Outro ponto que tem mais a ver com a construção do mundo e dos personagens do que sobre críticas da autora, é sobre o desenvolvimento de Duval e o relacionamento com Ismae.
Embora a Ismae tenha sido impecável ao meu ver, eu não acho que fui convencida pelo romance com Duval.
O livro nem de longe se escora nesse interesse amoroso, já que não é o ponto principal, mas eu sinto que precisava de mais construção do personagem do Duval pra crer que alguém como a Ismae gostaria dele.
Eu achei que esse amor foi meio sem pé nem cabeça.
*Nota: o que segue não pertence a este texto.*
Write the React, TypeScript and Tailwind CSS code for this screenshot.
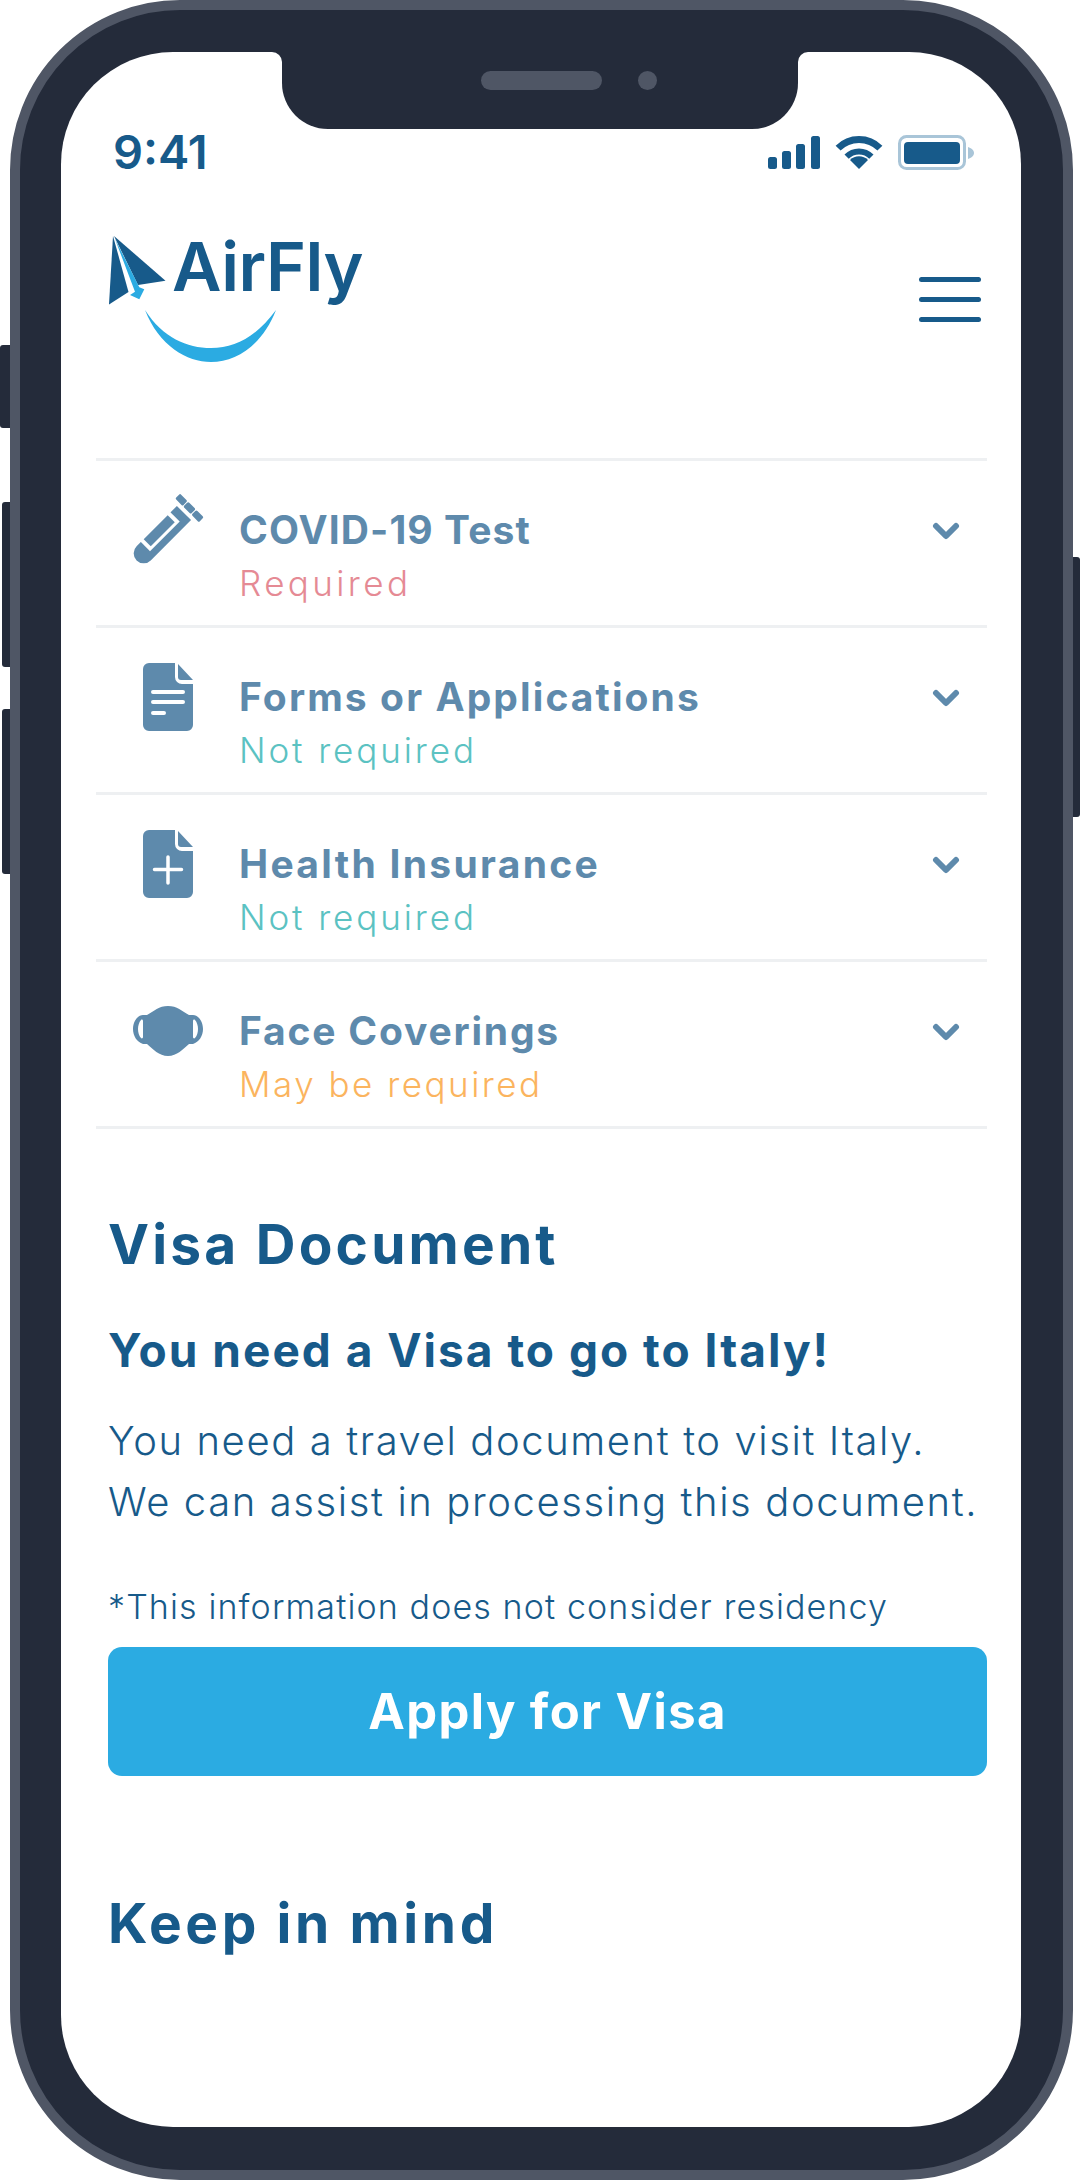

O Duval meio que me pareceu um personagem neutro, não demostrou muita coisa pra chegar ao ponto de amar a Ismae.
É algo estranho de dizer, mas ao mesmo tempo que não pareceu que foi do nada essa paixão, parece que foi. Não teve um desenvolvimento tão legal quanto eu gostaria.
Duval estava presente o livro inteiro e movia muito das relações políticas, mas mesmo assim, parecia super sem sal. Não me pareceu que ele tinha carisma nenhum.
Esse problema de desenvolvimento também se estende aos amigos dele, Fera e de Lornay. A autora tentou fazer uma cena bonita no final com a Ismae e eles, mas como faltou essa aproximação no decorrer da história, ficou meio estranho pra mim.
E por fim, outra coisa mais relacionada a história que sinceramente me incomodou bastante, foi a resposta para o envenenamento do Duval.
Sério, eu fiquei sem acreditar que o antídoto foi um chá de b*ceta. KKKKKKKKKKKKKKKK
Eu posso acreditar em várias coisas, mas essa foi bem bizarra.
Ismae viu o pai, A PRÓPRIA MORTE, e a solução misericordiosa que ele deu foi ela sugar o veneno do Duval pelo sexo? Eu não entendi foi nada.
Eu sei lá se era preciso essa ligação entre o Duval e a Ismae, mas com certeza existem outras formas de criar vínculo além de sexo numa passagem secreta com um cara morrendo envenenado.
Eu inclusive fiquei imaginando a withcindy (do YouTube) fazendo rezenha e perguntando se pro veneno sair tinha que ser pelo sêmen dele dentro dela ou algo assim pra ela poder absorver, POIS COM CERTEZA ELA LEVANTARIA ESSA DÚVIDA.
Por qual motivo ela só não sugou tipo veneno de cobra, eu nunca saberei. Um b*quete funcionaria também? Mistérios eternos.
Eu poderia fazer inúmeras questões sobre essa cena e esse final. Ele só existiu pois os personagens precisavam transar e faltava 10 páginas pra acabar e Robin precisava correr e colocar isso logo. Foi bizarro, foi estranho e eu não vou perdoar.
Enfim, o livro em si não é perfeito, ele tem seus problemas de trama e desenvolvimento, mas eu não acho que foi extremamente ruim. Como eu disse, ele traz questionamentos interessantes sobre a morte e é uma fantasia legal de ser lida.
Vou ler os outros com certeza pra ver se a autora vai desenvolver as críticas ao convento e espero ver mais das filhas da morte além de antídotos a base da música "2000 s2" de Luísa Sonza (vá ouvir no Spotify!).